WK> the man page for relational operators (see, e.g., ?'<') says:
WK> "
WK> Binary operators which allow the comparison of values in atomic vectors.

WK> Arguments:

WK> x, y: atomic vectors, symbols, calls, or other objects for which
WK> methods have been written.
WK> "

WK> it is somewhat surprizing that the following works:

WK> '<'(1)
WK> # logical(0)

WK> '<'()
WK> # logical(0)

WK> '<'(1,2,3)
WK> # TRUE

a bit surprising (sic!), indeed, even for me.
Thanks for your notice and report!

If you'd looked a bit in the sources, you'd seen that they
really are supposed to be binary only.

A very small change in the sources does accomplish this, passes
the standard checks (and I cannot imagine reasonable code that
would have relied on the more lenient behavior), so
this will have changed in one of the next versions of R-devel.

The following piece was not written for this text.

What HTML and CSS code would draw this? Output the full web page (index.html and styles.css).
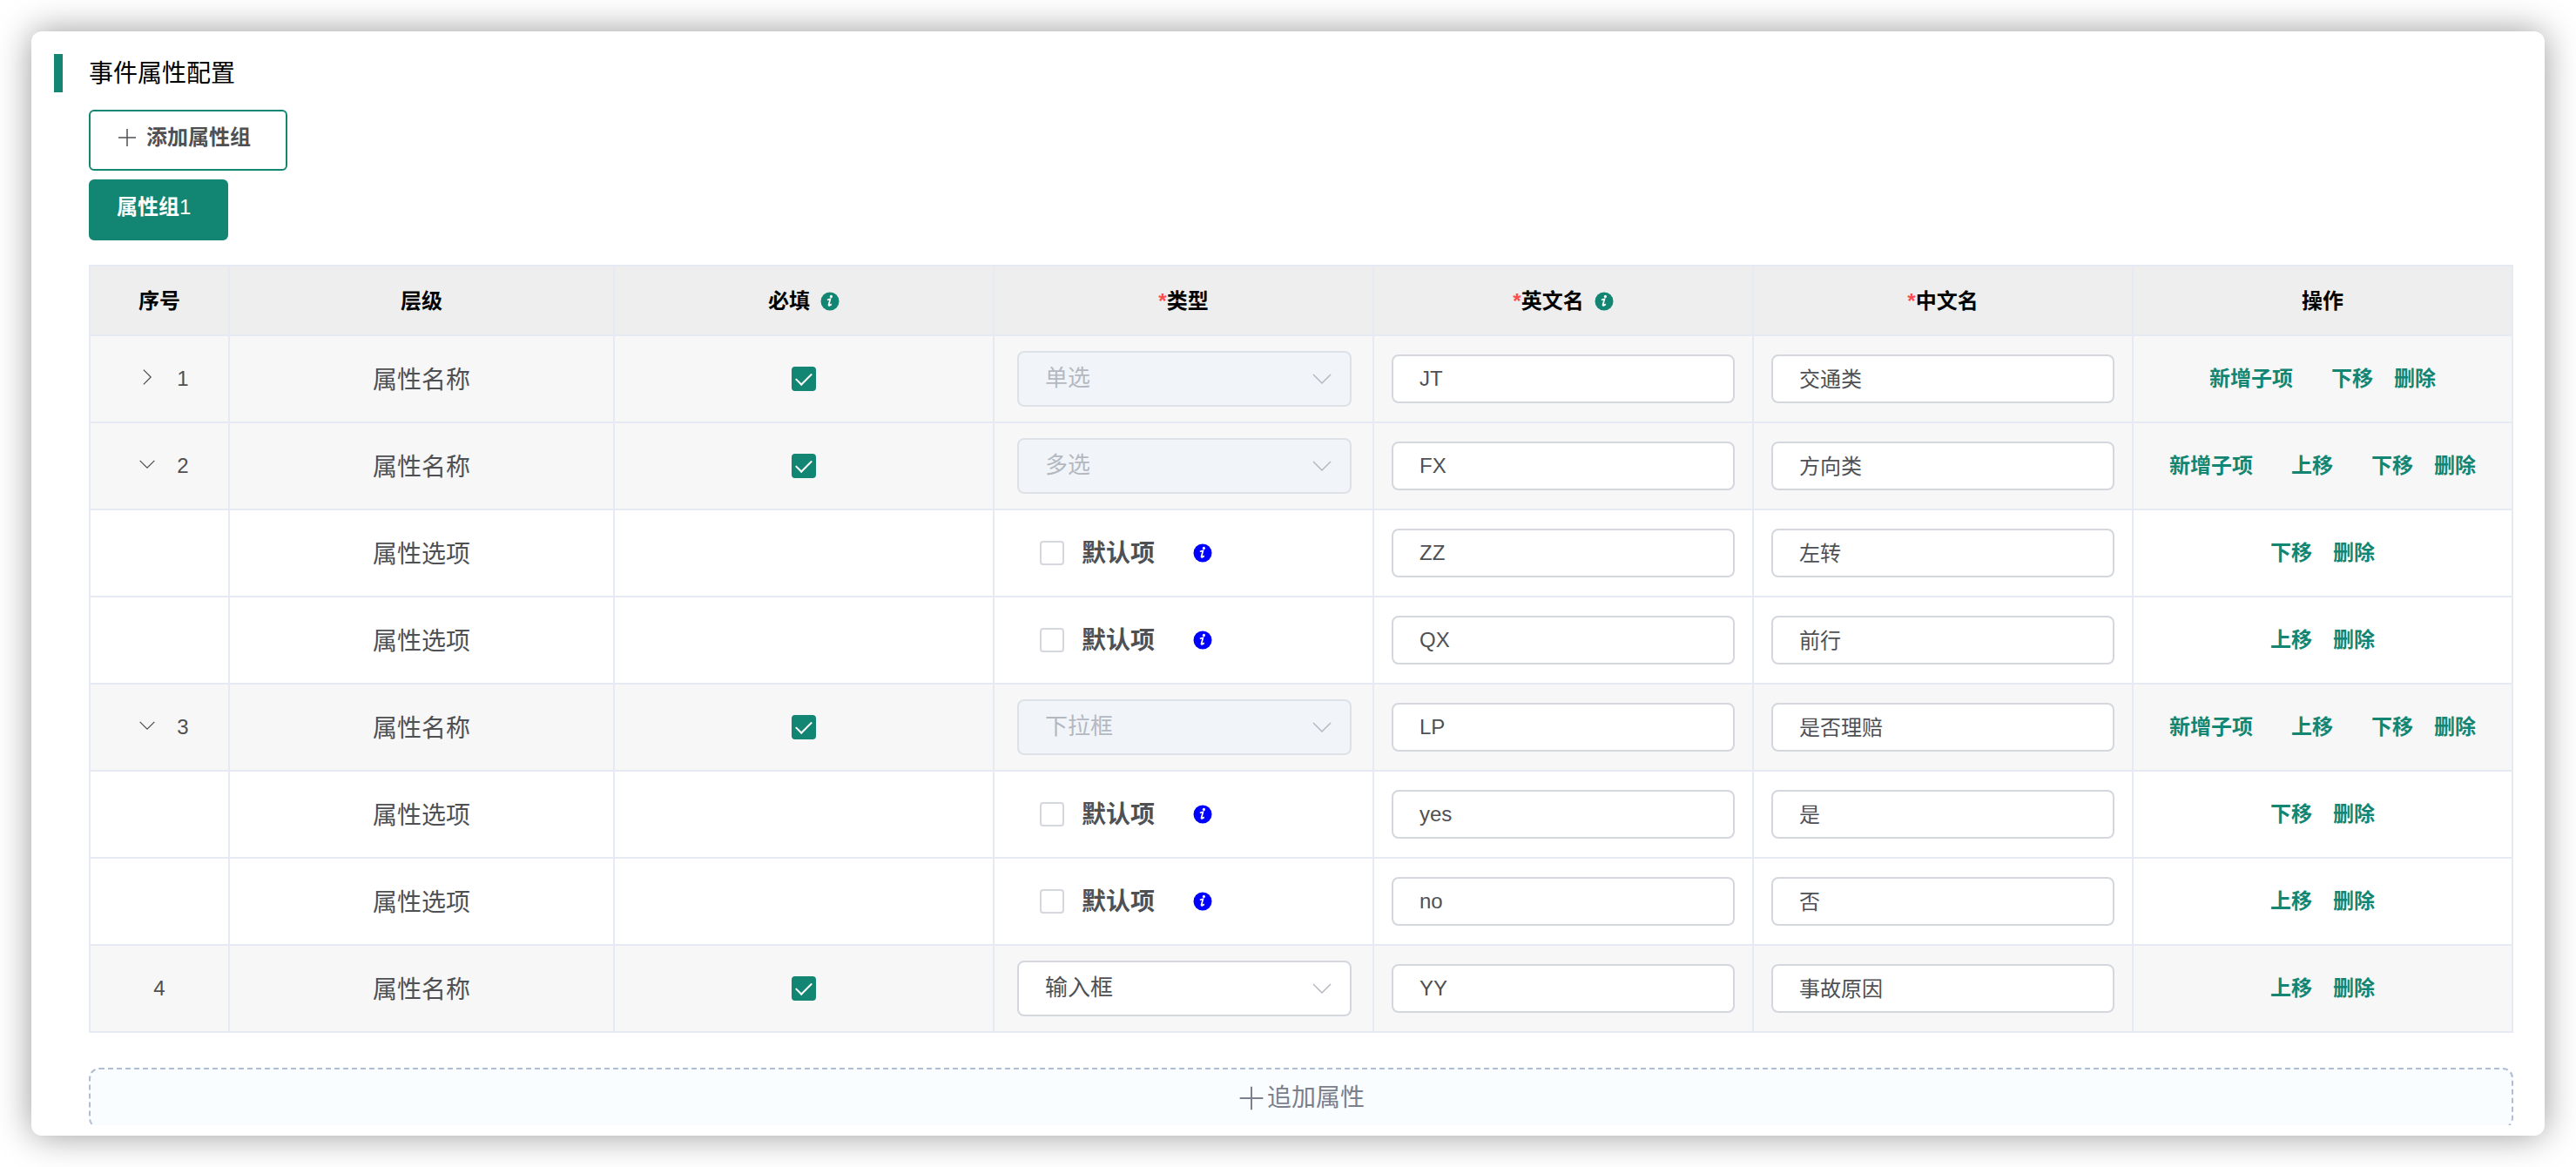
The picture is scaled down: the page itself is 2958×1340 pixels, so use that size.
FILE: index.html
```
<!DOCTYPE html>
<html lang="zh-CN">
<head>
<meta charset="utf-8">
<title>事件属性配置</title>
<link rel="stylesheet" href="styles.css">
</head>
<body>
<svg class="sprite" aria-hidden="true">
  <symbol id="plus" viewBox="0 0 24 24"><path d="M12 2v20M2 12h20" fill="none" stroke="currentColor" stroke-width="1.5"/></symbol>
  <symbol id="down" viewBox="0 0 24 24"><path d="M2 7l10 10L22 7" fill="none" stroke="currentColor" stroke-width="1.5"/></symbol>
  <symbol id="right" viewBox="0 0 24 24"><path d="M7 2l10 10L7 22" fill="none" stroke="currentColor" stroke-width="1.5"/></symbol>
  <symbol id="info" viewBox="0 0 22 22"><circle cx="11" cy="11" r="10.5" fill="currentColor"/><circle cx="12.4" cy="5.4" r="1.6" fill="#fff"/><path d="M8 9.6q1.6-1 3.4-1.2L9.6 15q-.4 2 3.2-.8" fill="none" stroke="#fff" stroke-width="1.8"/></symbol>
</svg>
<main class="card">
  <header class="heading"><h1 class="title">事件属性配置</h1></header>
  <div class="content">
    <div class="groups">
      <button type="button" class="group-button group-add"><svg class="icon"><use href="#plus"/></svg>添加属性组</button>
      <button type="button" class="group-button group-active">属性组<span class="group-number">1</span></button>
    </div>
    <table class="table">
      <colgroup><col class="col-index"><col class="col-level"><col><col><col><col><col></colgroup>
      <thead>
        <tr>
          <th>序号</th>
          <th>层级</th>
          <th>必填<svg class="info info-head"><use href="#info"/></svg></th>
          <th><span class="star">*</span>类型</th>
          <th><span class="star">*</span>英文名<svg class="info info-head"><use href="#info"/></svg></th>
          <th><span class="star">*</span>中文名</th>
          <th>操作</th>
        </tr>
      </thead>
      <tbody>
        <tr class="parent">
          <td><button type="button" class="toggle" aria-label="展开"><svg class="arrow"><use href="#right"/></svg></button>1</td>
          <td class="level">属性名称</td>
          <td><input type="checkbox" class="check" aria-label="必填" checked></td>
          <td class="type"><div class="select-box"><select class="select" aria-label="类型" disabled><option>单选</option></select><svg class="caret"><use href="#down"/></svg></div></td>
          <td class="field"><input type="text" class="input" aria-label="英文名" value="JT"></td>
          <td class="field"><input type="text" class="input input-cn" aria-label="中文名" value="交通类"></td>
          <td><div class="actions"><button type="button" class="action wide">新增子项</button><button type="button" class="action">下移</button><button type="button" class="action">删除</button></div></td>
        </tr>
        <tr class="parent">
          <td><button type="button" class="toggle" aria-label="收起"><svg class="arrow"><use href="#down"/></svg></button>2</td>
          <td class="level">属性名称</td>
          <td><input type="checkbox" class="check" aria-label="必填" checked></td>
          <td class="type"><div class="select-box"><select class="select" aria-label="类型" disabled><option>多选</option></select><svg class="caret"><use href="#down"/></svg></div></td>
          <td class="field"><input type="text" class="input" aria-label="英文名" value="FX"></td>
          <td class="field"><input type="text" class="input input-cn" aria-label="中文名" value="方向类"></td>
          <td><div class="actions"><button type="button" class="action wide">新增子项</button><button type="button" class="action wide">上移</button><button type="button" class="action">下移</button><button type="button" class="action">删除</button></div></td>
        </tr>
        <tr>
          <td></td>
          <td class="level">属性选项</td>
          <td></td>
          <td class="type"><div class="default"><label class="default-label"><input type="checkbox" class="check"><span class="default-text">默认项</span></label><svg class="info info-blue"><use href="#info"/></svg></div></td>
          <td class="field"><input type="text" class="input" aria-label="英文名" value="ZZ"></td>
          <td class="field"><input type="text" class="input input-cn" aria-label="中文名" value="左转"></td>
          <td><div class="actions"><button type="button" class="action">下移</button><button type="button" class="action">删除</button></div></td>
        </tr>
        <tr>
          <td></td>
          <td class="level">属性选项</td>
          <td></td>
          <td class="type"><div class="default"><label class="default-label"><input type="checkbox" class="check"><span class="default-text">默认项</span></label><svg class="info info-blue"><use href="#info"/></svg></div></td>
          <td class="field"><input type="text" class="input" aria-label="英文名" value="QX"></td>
          <td class="field"><input type="text" class="input input-cn" aria-label="中文名" value="前行"></td>
          <td><div class="actions"><button type="button" class="action">上移</button><button type="button" class="action">删除</button></div></td>
        </tr>
        <tr class="parent">
          <td><button type="button" class="toggle" aria-label="收起"><svg class="arrow"><use href="#down"/></svg></button>3</td>
          <td class="level">属性名称</td>
          <td><input type="checkbox" class="check" aria-label="必填" checked></td>
          <td class="type"><div class="select-box"><select class="select" aria-label="类型" disabled><option>下拉框</option></select><svg class="caret"><use href="#down"/></svg></div></td>
          <td class="field"><input type="text" class="input" aria-label="英文名" value="LP"></td>
          <td class="field"><input type="text" class="input input-cn" aria-label="中文名" value="是否理赔"></td>
          <td><div class="actions"><button type="button" class="action wide">新增子项</button><button type="button" class="action wide">上移</button><button type="button" class="action">下移</button><button type="button" class="action">删除</button></div></td>
        </tr>
        <tr>
          <td></td>
          <td class="level">属性选项</td>
          <td></td>
          <td class="type"><div class="default"><label class="default-label"><input type="checkbox" class="check"><span class="default-text">默认项</span></label><svg class="info info-blue"><use href="#info"/></svg></div></td>
          <td class="field"><input type="text" class="input" aria-label="英文名" value="yes"></td>
          <td class="field"><input type="text" class="input input-cn" aria-label="中文名" value="是"></td>
          <td><div class="actions"><button type="button" class="action">下移</button><button type="button" class="action">删除</button></div></td>
        </tr>
        <tr>
          <td></td>
          <td class="level">属性选项</td>
          <td></td>
          <td class="type"><div class="default"><label class="default-label"><input type="checkbox" class="check"><span class="default-text">默认项</span></label><svg class="info info-blue"><use href="#info"/></svg></div></td>
          <td class="field"><input type="text" class="input" aria-label="英文名" value="no"></td>
          <td class="field"><input type="text" class="input input-cn" aria-label="中文名" value="否"></td>
          <td><div class="actions"><button type="button" class="action">上移</button><button type="button" class="action">删除</button></div></td>
        </tr>
        <tr class="parent">
          <td>4</td>
          <td class="level">属性名称</td>
          <td><input type="checkbox" class="check" aria-label="必填" checked></td>
          <td class="type"><div class="select-box"><select class="select" aria-label="类型"><option>输入框</option></select><svg class="caret"><use href="#down"/></svg></div></td>
          <td class="field"><input type="text" class="input" aria-label="英文名" value="YY"></td>
          <td class="field"><input type="text" class="input input-cn" aria-label="中文名" value="事故原因"></td>
          <td><div class="actions"><button type="button" class="action">上移</button><button type="button" class="action">删除</button></div></td>
        </tr>
      </tbody>
    </table>
    <button type="button" class="append"><svg class="append-icon"><use href="#plus"/></svg>追加属性</button>
  </div>
</main>
</body>
</html>
```
FILE: styles.css
```
* { box-sizing: border-box; }

body {
  margin: 0;
  padding: 36px;
  height: 100vh;
  display: flex;
  background: #fff;
  color: #4e5054;
  font: 24px/36px "Liberation Sans", "Noto Sans CJK SC", sans-serif;
}

button, input, select { font: inherit; color: inherit; margin: 0; }
button { cursor: pointer; }

.sprite { position: absolute; width: 0; height: 0; }

.card {
  flex: 1;
  min-width: 0;
  display: flex;
  flex-direction: column;
  padding: 26px 36px 12px 26px;
  border-radius: 12px;
  background: #fff;
  box-shadow: 0 0 40px rgba(0, 0, 0, .4);
}

.heading {
  border-left: 10px solid #128672;
  padding: 2px 0 0 30px;
  margin-bottom: 20px;
}
.title {
  margin: 0;
  font-size: 28px;
  line-height: 42px;
  font-weight: 400;
  color: #000;
}

.content {
  flex: 1;
  min-height: 0;
  overflow: hidden;
  padding-left: 40px;
}

.groups {
  display: flex;
  flex-direction: column;
  align-items: flex-start;
  gap: 10px;
  margin-bottom: 28px;
}
.group-button {
  display: flex;
  align-items: center;
  height: 70px;
  min-width: 160px;
  padding: 0 40px 6px 30px;
  border: 2px solid #128672;
  border-radius: 6px;
  background: #fff;
  font-weight: 700;
}
.group-active { background: #128672; color: #fff; }
.group-number { font-weight: 400; }
.icon { width: 24px; height: 24px; margin-right: 10px; }

.table {
  width: 100%;
  table-layout: fixed;
  border-collapse: separate;
  border-spacing: 0;
  border: solid #e6eaf3;
  border-width: 2px 0 0 2px;
}
.col-index { width: 160px; }
.col-level { width: 442px; }
.table th, .table td {
  height: 100px;
  padding: 0;
  border: solid #e6eaf3;
  border-width: 0 2px 2px 0;
  text-align: center;
  vertical-align: middle;
}
.table th {
  height: 80px;
  padding-top: 2px;
  background: #eee;
  color: #000;
  font-weight: 700;
}
.parent td { background: #f7f7f7; }
.star { color: #ff4d4f; }
.table .level { font-size: 28px; padding-top: 4px; }
.table .type { padding: 0 24px 0 26px; }
.table .field { padding: 0 20px; }

.info { width: 22px; height: 22px; }
.info-head { margin-left: 12px; vertical-align: -3px; color: #128672; }
.info-blue { color: #00f; }

.toggle {
  padding: 0;
  border: 0;
  background: none;
  margin: 0 24px 0 10px;
}
.arrow { display: block; width: 20px; height: 20px; }

.check {
  appearance: none;
  display: grid;
  place-items: center;
  width: 28px;
  height: 28px;
  margin: 0 auto;
  border: 2px solid #d4d7de;
  border-radius: 4px;
  background: #fff;
}
.check:checked { background: #128672; border-color: #128672; }
.check:checked::after {
  content: "";
  width: 8px;
  height: 16px;
  margin-bottom: 4px;
  border: solid #fff;
  border-width: 0 2px 2px 0;
  transform: rotate(45deg);
}

.select-box { position: relative; }
.select {
  appearance: none;
  display: block;
  width: 100%;
  height: 64px;
  padding: 0 60px 2px 30px;
  border: 2px solid #d4d7de;
  border-radius: 8px;
  background: #fff;
  font-size: 26px;
}
.select:disabled {
  background: #f1f5fa;
  border-color: #dde1e8;
  color: #b4b8c0;
  opacity: 1;
}
.caret {
  position: absolute;
  right: 22px;
  top: 20px;
  width: 24px;
  height: 24px;
  color: #b4b8c0;
  pointer-events: none;
}

.input {
  display: block;
  width: 100%;
  height: 56px;
  padding: 0 30px;
  border: 2px solid #d4d7de;
  border-radius: 8px;
  background: #fff;
}
.input-cn { padding-bottom: 4px; }

.default { display: flex; align-items: center; gap: 44px; padding-left: 26px; }
.default-label {
  display: flex;
  align-items: center;
  gap: 20px;
  font-size: 28px;
  font-weight: 700;
}
.default-text { padding-top: 2px; }

.actions { display: flex; justify-content: center; gap: 24px; }
.action {
  padding: 0;
  border: 0;
  background: none;
  color: #128672;
  font-weight: 700;
}
.action.wide { margin-right: 20px; }

.append {
  display: flex;
  align-items: center;
  justify-content: center;
  gap: 2px;
  width: 100%;
  height: 70px;
  margin-top: 40px;
  border: 2px dashed #b0bdd3;
  border-radius: 12px;
  background: #f9fdff;
  color: #7a808c;
  font-size: 28px;
}
.append-icon { width: 32px; height: 32px; }
```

Martin Maechler, ETH Zurich

WK> what does 'binary' mean here, precisely?  in the first two examples, one
WK> might suspect that '<' treats the missing arguments as missing values,
WK> but this would not be coherent with what the man page says:

WK> "
WK> Missing values ('NA') and 'NaN' values are regarded as
WK> non-comparable even to themselves, so comparisons involving them
WK> will always result in 'NA'.
WK> "

WK> i can't find the above explained in the documentation.  typing `<` shows
WK> that it is a

WK> function(e1, e2) .Primitive("<")

WK> how come can/should it work with no complaint on input that does not
WK> consist of exactly 2 arguments?
WK> in scheme (which is claimed to have been an inspiration for r), < works
WK> on an arbitrary number of arguments:

WK> (<)
WK> ;; #t
WK> (< 1)
WK> ;; #t
WK> (< 1 2 3)
WK> ;; #t
WK> (< 1 2 0)
WK> ;; #f

WK> but there < is an arity-dispatched procedure, not a binary one, and it
WK> produces sensible output for any number of arguments (arguably for n=0, 1).